The answers here are the same as those in the other session on unconventionals:

"What is needed here is for some fine company to provide their single well shale simulation model with fine-scale frac and partial production bhp/rate history data for demonstration" of existing solutions predicting the rest of history, one of which is described in Brian Coats' Simtig post.

• Predicting well performance from complex stimulations (complex fractures in complex formations)

• Whether “quick look” tools can model nanoDarcy and naturally fractured formations

• Integrating data gathered during stimulation and flowback monitoring into models

New technologies that rapidly and accurately simulate various and more sophisticated recovery processes are needed in our industry. Artificial intelligence, data mining, proxy and model reduction methods are being used to overcome some of our challenges. However, many questions still remain in developing surrogate models and data mining techniques. Indeed, the lack of historical applications using these techniques prevents us from determining their efficiency. In this session, we will discuss the path to the future applications of surrogate and data mining techniques and some of the daunting open questions:

New technologies can only be said to be needed if they can be shown to have value.  If that's the case for any of those technologies then that's wonderful and we'll use them, but the greatest needs by far are workflow capacity improvements, regardless of the type of model used.  See the future modeling workflow (which is completely independent of type of model used) described in one of Brian Coats' posts in the Simtig discussion "The Role and Benefits of Simulation ...". 

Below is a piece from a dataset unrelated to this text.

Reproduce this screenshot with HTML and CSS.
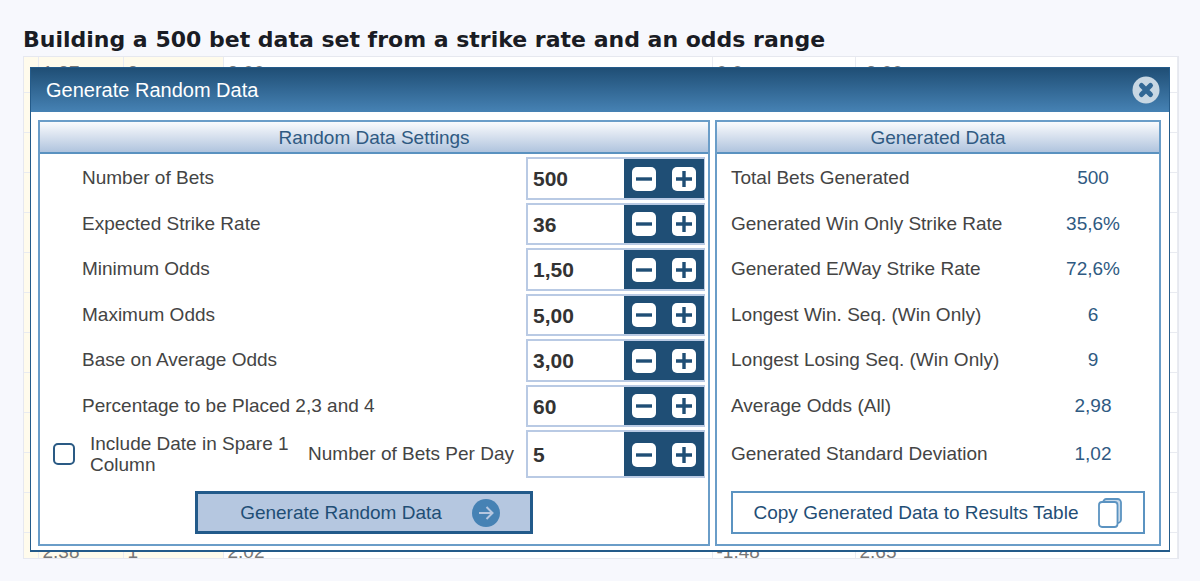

We can avoid these questions entirely by simply requiring substantiation of claims of improvement in published work.  The lack of the requirement has led to a flood of unsubstantiated published claims.  The consequences are escalating even faster than the U.S. national debt.  The inclusion or at least the willingness and to provide the simplest possible reproducible example problem for which an improved solution can be given should be an absolute requirement for publication and is an absolute requirement of validation.  By choosing not to require it, our publishers have made our literature almost totally unreliable and have actually made us incompetent when unsubstantiated claims are believed and acted upon.  No claims of improvement or superiority should ever be believed without such evidence.  Doing so leads to an incredible waste of time, money, research, and talk.

• Are rapid solutions based on artificial intelligence, data mining, proxy, and model reduction techniques viable and more desirable than grid-based modeling? We'll see when someone substantiates those abilities.

• How will surrogate models address our need to handle a large number of wells and complex well gathering systems?  We don't think they can.  Maybe someone will be able to substantiate them on the simplest example?

• Can we vet the results with high-frequency real-time data to gain confidence? same as above

• Can this approach be combined with other analytic tools?  same as above

At present, there are a variety of reservoir modeling approaches, workflows and tools. Many are specific to the type of study performed or to the recovery mechanism. Some are even currently specific to a particular data type or reservoir. This session will focus on the future of hybrid techniques, specifically for tertiary recovery applications and for integrated reservoir modeling. Topics to be addressed in this session include:

• What differences exist between modeling “green field” reservoirs with limited though generally high quality data, and “brown field” reservoirs with abundant data of varying quality? The level of uncertainty.  Proper use of reservoir models as described by us is not otherwise affected.

• How can real-time reservoir data be effectively incorporated within a fully integrated reservoir modeling/forecasting environment to facilitate efficient “real time” decision-making?  See the solution given by Brian.

• Will sufficient integration across all levels and disciplines involved in reservoir modeling as it is known today enable “management by exception” in the future?  What does that mean?